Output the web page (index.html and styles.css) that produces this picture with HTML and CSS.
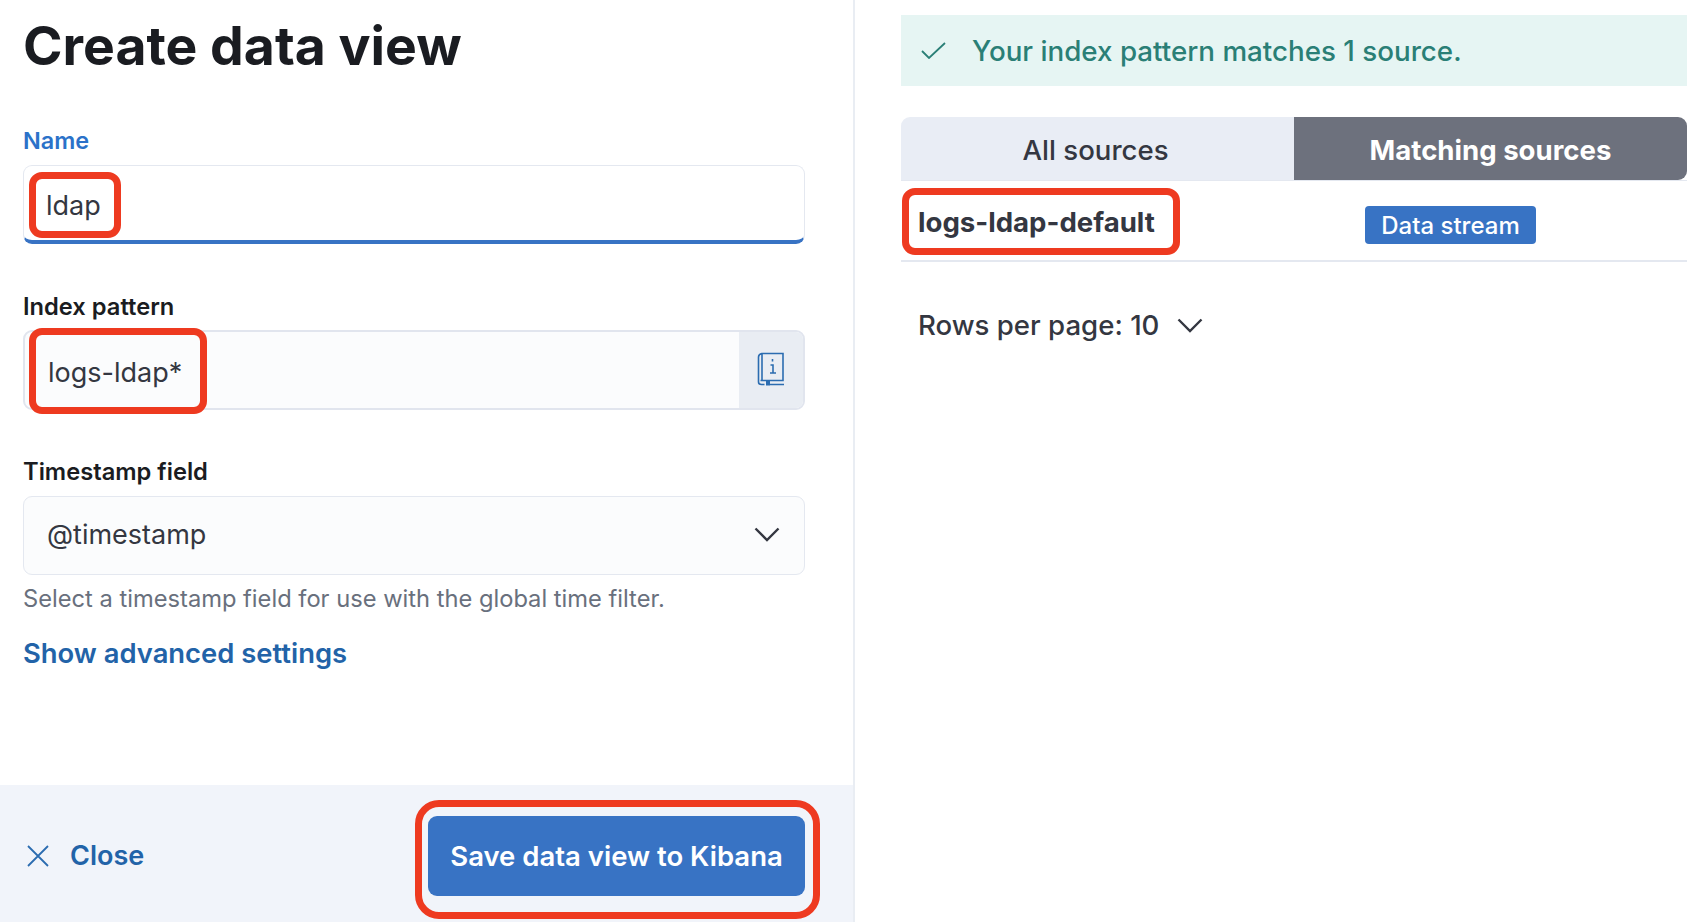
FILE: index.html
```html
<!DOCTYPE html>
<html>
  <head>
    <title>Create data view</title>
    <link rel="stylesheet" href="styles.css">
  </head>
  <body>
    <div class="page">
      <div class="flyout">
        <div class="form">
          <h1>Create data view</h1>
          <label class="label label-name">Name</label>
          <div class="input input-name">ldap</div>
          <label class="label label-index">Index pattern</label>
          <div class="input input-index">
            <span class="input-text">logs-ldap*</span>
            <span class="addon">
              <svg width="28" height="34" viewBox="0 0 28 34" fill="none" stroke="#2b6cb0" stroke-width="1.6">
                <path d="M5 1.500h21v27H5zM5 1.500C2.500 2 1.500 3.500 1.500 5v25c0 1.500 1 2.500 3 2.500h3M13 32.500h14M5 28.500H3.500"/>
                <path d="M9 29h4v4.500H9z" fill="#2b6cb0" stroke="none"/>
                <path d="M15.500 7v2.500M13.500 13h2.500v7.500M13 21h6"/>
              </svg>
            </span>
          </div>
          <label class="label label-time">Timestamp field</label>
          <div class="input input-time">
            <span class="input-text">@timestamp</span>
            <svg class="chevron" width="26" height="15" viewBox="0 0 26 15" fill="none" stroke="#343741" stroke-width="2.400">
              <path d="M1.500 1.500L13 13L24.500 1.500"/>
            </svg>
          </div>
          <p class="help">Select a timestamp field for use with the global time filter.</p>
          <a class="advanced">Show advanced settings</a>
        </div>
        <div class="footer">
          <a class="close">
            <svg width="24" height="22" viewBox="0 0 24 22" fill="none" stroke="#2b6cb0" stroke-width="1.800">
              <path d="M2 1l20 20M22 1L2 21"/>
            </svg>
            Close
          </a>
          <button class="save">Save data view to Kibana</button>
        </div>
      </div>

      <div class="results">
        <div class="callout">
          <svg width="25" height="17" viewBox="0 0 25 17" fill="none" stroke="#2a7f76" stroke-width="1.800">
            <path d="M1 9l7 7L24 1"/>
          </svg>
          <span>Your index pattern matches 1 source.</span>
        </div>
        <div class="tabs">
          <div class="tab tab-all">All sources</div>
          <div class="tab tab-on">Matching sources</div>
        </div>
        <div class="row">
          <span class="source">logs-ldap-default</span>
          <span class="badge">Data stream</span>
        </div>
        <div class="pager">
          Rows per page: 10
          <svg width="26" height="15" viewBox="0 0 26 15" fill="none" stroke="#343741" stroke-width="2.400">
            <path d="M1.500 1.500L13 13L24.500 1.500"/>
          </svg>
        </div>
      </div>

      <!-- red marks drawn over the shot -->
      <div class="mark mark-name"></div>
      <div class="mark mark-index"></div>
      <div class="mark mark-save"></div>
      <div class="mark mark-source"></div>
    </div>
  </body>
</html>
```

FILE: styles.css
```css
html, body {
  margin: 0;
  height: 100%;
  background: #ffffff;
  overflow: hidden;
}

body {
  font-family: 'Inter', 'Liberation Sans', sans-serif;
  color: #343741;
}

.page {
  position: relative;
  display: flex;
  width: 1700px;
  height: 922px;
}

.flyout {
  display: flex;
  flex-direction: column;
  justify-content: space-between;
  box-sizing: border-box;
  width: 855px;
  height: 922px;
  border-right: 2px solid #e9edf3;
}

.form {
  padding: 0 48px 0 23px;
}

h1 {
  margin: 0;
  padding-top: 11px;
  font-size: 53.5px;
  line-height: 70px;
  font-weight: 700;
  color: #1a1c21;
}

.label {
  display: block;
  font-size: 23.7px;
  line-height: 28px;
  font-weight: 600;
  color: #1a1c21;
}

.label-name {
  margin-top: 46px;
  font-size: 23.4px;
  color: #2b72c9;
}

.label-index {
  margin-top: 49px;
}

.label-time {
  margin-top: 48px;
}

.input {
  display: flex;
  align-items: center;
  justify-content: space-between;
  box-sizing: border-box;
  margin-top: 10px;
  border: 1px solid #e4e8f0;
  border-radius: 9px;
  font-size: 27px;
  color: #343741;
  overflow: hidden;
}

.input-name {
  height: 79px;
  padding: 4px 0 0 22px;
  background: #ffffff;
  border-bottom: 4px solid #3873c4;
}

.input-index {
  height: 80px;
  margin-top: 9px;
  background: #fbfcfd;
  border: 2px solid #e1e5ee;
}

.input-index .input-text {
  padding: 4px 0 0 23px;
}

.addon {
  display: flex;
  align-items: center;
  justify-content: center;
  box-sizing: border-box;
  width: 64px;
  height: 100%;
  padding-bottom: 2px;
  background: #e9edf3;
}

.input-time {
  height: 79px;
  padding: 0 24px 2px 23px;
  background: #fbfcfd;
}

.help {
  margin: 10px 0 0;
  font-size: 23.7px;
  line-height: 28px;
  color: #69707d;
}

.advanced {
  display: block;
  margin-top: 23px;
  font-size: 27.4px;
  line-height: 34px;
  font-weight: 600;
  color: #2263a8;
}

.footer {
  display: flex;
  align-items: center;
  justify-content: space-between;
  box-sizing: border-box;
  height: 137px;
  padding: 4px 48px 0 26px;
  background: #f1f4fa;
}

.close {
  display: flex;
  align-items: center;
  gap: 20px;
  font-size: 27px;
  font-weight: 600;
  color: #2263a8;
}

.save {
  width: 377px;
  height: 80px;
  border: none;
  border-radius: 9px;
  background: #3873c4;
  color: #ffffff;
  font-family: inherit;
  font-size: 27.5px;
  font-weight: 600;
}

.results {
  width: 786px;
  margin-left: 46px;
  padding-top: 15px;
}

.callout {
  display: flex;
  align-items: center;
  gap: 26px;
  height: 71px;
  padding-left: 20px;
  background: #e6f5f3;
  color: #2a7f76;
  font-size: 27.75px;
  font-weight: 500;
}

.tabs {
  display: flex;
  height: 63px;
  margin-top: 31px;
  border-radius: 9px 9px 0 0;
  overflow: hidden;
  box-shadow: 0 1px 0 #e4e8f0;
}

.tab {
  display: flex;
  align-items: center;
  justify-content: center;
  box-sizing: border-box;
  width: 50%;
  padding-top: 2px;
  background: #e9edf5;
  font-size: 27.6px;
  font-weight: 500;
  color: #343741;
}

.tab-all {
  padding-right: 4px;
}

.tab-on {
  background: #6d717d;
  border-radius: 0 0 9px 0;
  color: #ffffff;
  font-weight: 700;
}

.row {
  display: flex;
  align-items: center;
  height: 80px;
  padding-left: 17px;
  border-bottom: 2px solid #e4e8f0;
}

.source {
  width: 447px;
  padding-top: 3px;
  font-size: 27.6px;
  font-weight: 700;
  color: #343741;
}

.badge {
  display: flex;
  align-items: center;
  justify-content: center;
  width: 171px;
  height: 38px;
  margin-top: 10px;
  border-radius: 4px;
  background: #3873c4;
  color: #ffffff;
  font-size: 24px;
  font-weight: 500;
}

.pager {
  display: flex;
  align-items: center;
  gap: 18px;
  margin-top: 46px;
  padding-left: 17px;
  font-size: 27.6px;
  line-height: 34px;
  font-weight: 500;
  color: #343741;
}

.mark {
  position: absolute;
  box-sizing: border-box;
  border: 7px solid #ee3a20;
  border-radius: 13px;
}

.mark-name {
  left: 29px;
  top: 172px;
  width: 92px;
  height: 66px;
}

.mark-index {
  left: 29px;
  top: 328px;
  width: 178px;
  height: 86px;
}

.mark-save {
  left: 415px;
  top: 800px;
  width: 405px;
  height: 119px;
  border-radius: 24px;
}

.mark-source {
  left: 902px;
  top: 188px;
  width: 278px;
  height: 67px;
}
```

########

Written task - Go through the listing above and write it out again exactly, dropping the pictures.

Exercise result -
Output the web page (index.html and styles.css) that produces this picture with HTML and CSS.
FILE: index.html
```html
<!DOCTYPE html>
<html>
  <head>
    <title>Create data view</title>
    <link rel="stylesheet" href="styles.css">
  </head>
  <body>
    <div class="page">
      <div class="flyout">
        <div class="form">
          <h1>Create data view</h1>
          <label class="label label-name">Name</label>
          <div class="input input-name">ldap</div>
          <label class="label label-index">Index pattern</label>
          <div class="input input-index">
            <span class="input-text">logs-ldap*</span>
            <span class="addon">
              <svg width="28" height="34" viewBox="0 0 28 34" fill="none" stroke="#2b6cb0" stroke-width="1.6">
                <path d="M5 1.500h21v27H5zM5 1.500C2.500 2 1.500 3.500 1.500 5v25c0 1.500 1 2.500 3 2.500h3M13 32.500h14M5 28.500H3.500"/>
                <path d="M9 29h4v4.500H9z" fill="#2b6cb0" stroke="none"/>
                <path d="M15.500 7v2.500M13.500 13h2.500v7.500M13 21h6"/>
              </svg>
            </span>
          </div>
          <label class="label label-time">Timestamp field</label>
          <div class="input input-time">
            <span class="input-text">@timestamp</span>
            <svg class="chevron" width="26" height="15" viewBox="0 0 26 15" fill="none" stroke="#343741" stroke-width="2.400">
              <path d="M1.500 1.500L13 13L24.500 1.500"/>
            </svg>
          </div>
          <p class="help">Select a timestamp field for use with the global time filter.</p>
          <a class="advanced">Show advanced settings</a>
        </div>
        <div class="footer">
          <a class="close">
            <svg width="24" height="22" viewBox="0 0 24 22" fill="none" stroke="#2b6cb0" stroke-width="1.800">
              <path d="M2 1l20 20M22 1L2 21"/>
            </svg>
            Close
          </a>
          <button class="save">Save data view to Kibana</button>
        </div>
      </div>

      <div class="results">
        <div class="callout">
          <svg width="25" height="17" viewBox="0 0 25 17" fill="none" stroke="#2a7f76" stroke-width="1.800">
            <path d="M1 9l7 7L24 1"/>
          </svg>
          <span>Your index pattern matches 1 source.</span>
        </div>
        <div class="tabs">
          <div class="tab tab-all">All sources</div>
          <div class="tab tab-on">Matching sources</div>
        </div>
        <div class="row">
          <span class="source">logs-ldap-default</span>
          <span class="badge">Data stream</span>
        </div>
        <div class="pager">
          Rows per page: 10
          <svg width="26" height="15" viewBox="0 0 26 15" fill="none" stroke="#343741" stroke-width="2.400">
            <path d="M1.500 1.500L13 13L24.500 1.500"/>
          </svg>
        </div>
      </div>

      <!-- red marks drawn over the shot -->
      <div class="mark mark-name"></div>
      <div class="mark mark-index"></div>
      <div class="mark mark-save"></div>
      <div class="mark mark-source"></div>
    </div>
  </body>
</html>
```

FILE: styles.css
```css
html, body {
  margin: 0;
  height: 100%;
  background: #ffffff;
  overflow: hidden;
}

body {
  font-family: 'Inter', 'Liberation Sans', sans-serif;
  color: #343741;
}

.page {
  position: relative;
  display: flex;
  width: 1700px;
  height: 922px;
}

.flyout {
  display: flex;
  flex-direction: column;
  justify-content: space-between;
  box-sizing: border-box;
  width: 855px;
  height: 922px;
  border-right: 2px solid #e9edf3;
}

.form {
  padding: 0 48px 0 23px;
}

h1 {
  margin: 0;
  padding-top: 11px;
  font-size: 53.5px;
  line-height: 70px;
  font-weight: 700;
  color: #1a1c21;
}

.label {
  display: block;
  font-size: 23.7px;
  line-height: 28px;
  font-weight: 600;
  color: #1a1c21;
}

.label-name {
  margin-top: 46px;
  font-size: 23.4px;
  color: #2b72c9;
}

.label-index {
  margin-top: 49px;
}

.label-time {
  margin-top: 48px;
}

.input {
  display: flex;
  align-items: center;
  justify-content: space-between;
  box-sizing: border-box;
  margin-top: 10px;
  border: 1px solid #e4e8f0;
  border-radius: 9px;
  font-size: 27px;
  color: #343741;
  overflow: hidden;
}

.input-name {
  height: 79px;
  padding: 4px 0 0 22px;
  background: #ffffff;
  border-bottom: 4px solid #3873c4;
}

.input-index {
  height: 80px;
  margin-top: 9px;
  background: #fbfcfd;
  border: 2px solid #e1e5ee;
}

.input-index .input-text {
  padding: 4px 0 0 23px;
}

.addon {
  display: flex;
  align-items: center;
  justify-content: center;
  box-sizing: border-box;
  width: 64px;
  height: 100%;
  padding-bottom: 2px;
  background: #e9edf3;
}

.input-time {
  height: 79px;
  padding: 0 24px 2px 23px;
  background: #fbfcfd;
}

.help {
  margin: 10px 0 0;
  font-size: 23.7px;
  line-height: 28px;
  color: #69707d;
}

.advanced {
  display: block;
  margin-top: 23px;
  font-size: 27.4px;
  line-height: 34px;
  font-weight: 600;
  color: #2263a8;
}

.footer {
  display: flex;
  align-items: center;
  justify-content: space-between;
  box-sizing: border-box;
  height: 137px;
  padding: 4px 48px 0 26px;
  background: #f1f4fa;
}

.close {
  display: flex;
  align-items: center;
  gap: 20px;
  font-size: 27px;
  font-weight: 600;
  color: #2263a8;
}

.save {
  width: 377px;
  height: 80px;
  border: none;
  border-radius: 9px;
  background: #3873c4;
  color: #ffffff;
  font-family: inherit;
  font-size: 27.5px;
  font-weight: 600;
}

.results {
  width: 786px;
  margin-left: 46px;
  padding-top: 15px;
}

.callout {
  display: flex;
  align-items: center;
  gap: 26px;
  height: 71px;
  padding-left: 20px;
  background: #e6f5f3;
  color: #2a7f76;
  font-size: 27.75px;
  font-weight: 500;
}

.tabs {
  display: flex;
  height: 63px;
  margin-top: 31px;
  border-radius: 9px 9px 0 0;
  overflow: hidden;
  box-shadow: 0 1px 0 #e4e8f0;
}

.tab {
  display: flex;
  align-items: center;
  justify-content: center;
  box-sizing: border-box;
  width: 50%;
  padding-top: 2px;
  background: #e9edf5;
  font-size: 27.6px;
  font-weight: 500;
  color: #343741;
}

.tab-all {
  padding-right: 4px;
}

.tab-on {
  background: #6d717d;
  border-radius: 0 0 9px 0;
  color: #ffffff;
  font-weight: 700;
}

.row {
  display: flex;
  align-items: center;
  height: 80px;
  padding-left: 17px;
  border-bottom: 2px solid #e4e8f0;
}

.source {
  width: 447px;
  padding-top: 3px;
  font-size: 27.6px;
  font-weight: 700;
  color: #343741;
}

.badge {
  display: flex;
  align-items: center;
  justify-content: center;
  width: 171px;
  height: 38px;
  margin-top: 10px;
  border-radius: 4px;
  background: #3873c4;
  color: #ffffff;
  font-size: 24px;
  font-weight: 500;
}

.pager {
  display: flex;
  align-items: center;
  gap: 18px;
  margin-top: 46px;
  padding-left: 17px;
  font-size: 27.6px;
  line-height: 34px;
  font-weight: 500;
  color: #343741;
}

.mark {
  position: absolute;
  box-sizing: border-box;
  border: 7px solid #ee3a20;
  border-radius: 13px;
}

.mark-name {
  left: 29px;
  top: 172px;
  width: 92px;
  height: 66px;
}

.mark-index {
  left: 29px;
  top: 328px;
  width: 178px;
  height: 86px;
}

.mark-save {
  left: 415px;
  top: 800px;
  width: 405px;
  height: 119px;
  border-radius: 24px;
}

.mark-source {
  left: 902px;
  top: 188px;
  width: 278px;
  height: 67px;
}
```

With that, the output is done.